Foreign governments, in particular the PRC government, already have professional, talented, and perfectly suited lobbyists to White House officials: those governments’ Ambassadors and ambassadorial staff personnel. No one else should be lobbying.

Yet Another Reason

…to stop trading with and to bar exports altogether to (and imports from) the People’s Republic of China.

A US manufacturer of X-ray equipment had a decade-old patent invalidated by a Chinese legal panel. A Spanish mobile-antenna designer lost a similar fight in a Shanghai court. Another Chinese court ruled that a Japanese conglomerate broke antitrust law by refusing to license its technology to a Chinese rival.

This is the PRC weaponizing its legal system as that nation prosecutes the economic axis of its cold war against the US and against the West in general.

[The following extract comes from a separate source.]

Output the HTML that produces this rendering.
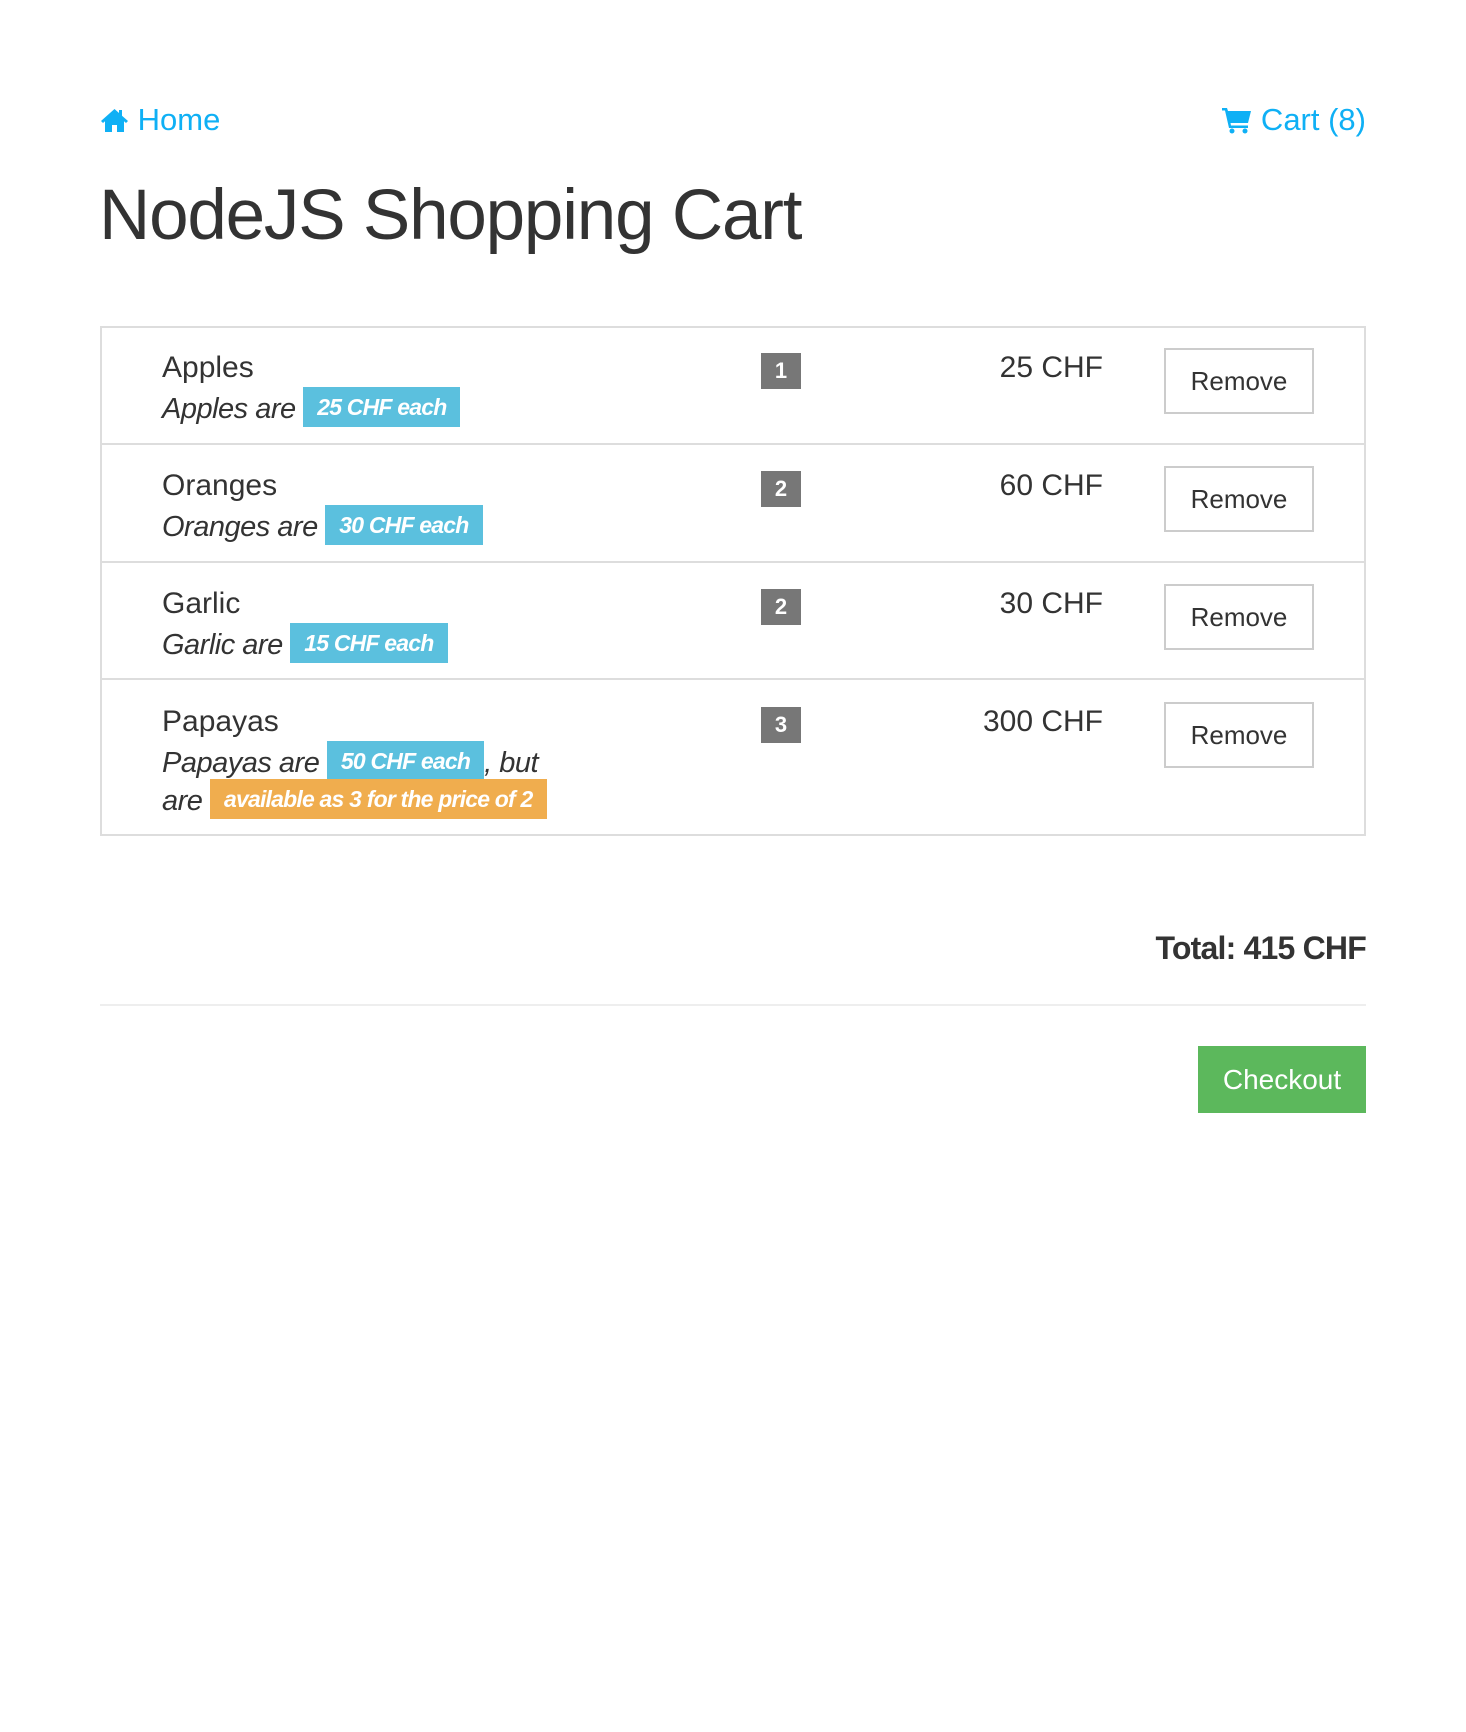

This goes further, to include efforts to extend PRC legal jurisdiction into other nations:

In December, the EU sued China in the World Trade Organization on behalf of Swedish telecom-equipment maker Ericsson AB and other companies, complaining that China has barred EU companies from suing to protect their patents in courts outside China. The EU called China’s policy “extremely damaging,” saying Chinese companies requested the intervention “to pressure patent right holders to grant them cheaper access to European technology.”

This is just naked theft by a nation that insists on using its laws and courts as weapons of war rather than as tools for protecting its citizens.

It’s time for us and for the EU to stop technology transfers—under any guise—to the PRC, and that must include what I wrote in my lede: bar all exports to the PRC and stop trading with that enemy nation. The transition will be deucedly expensive, but it’ll only get more so the longer we dither and delay taking that step.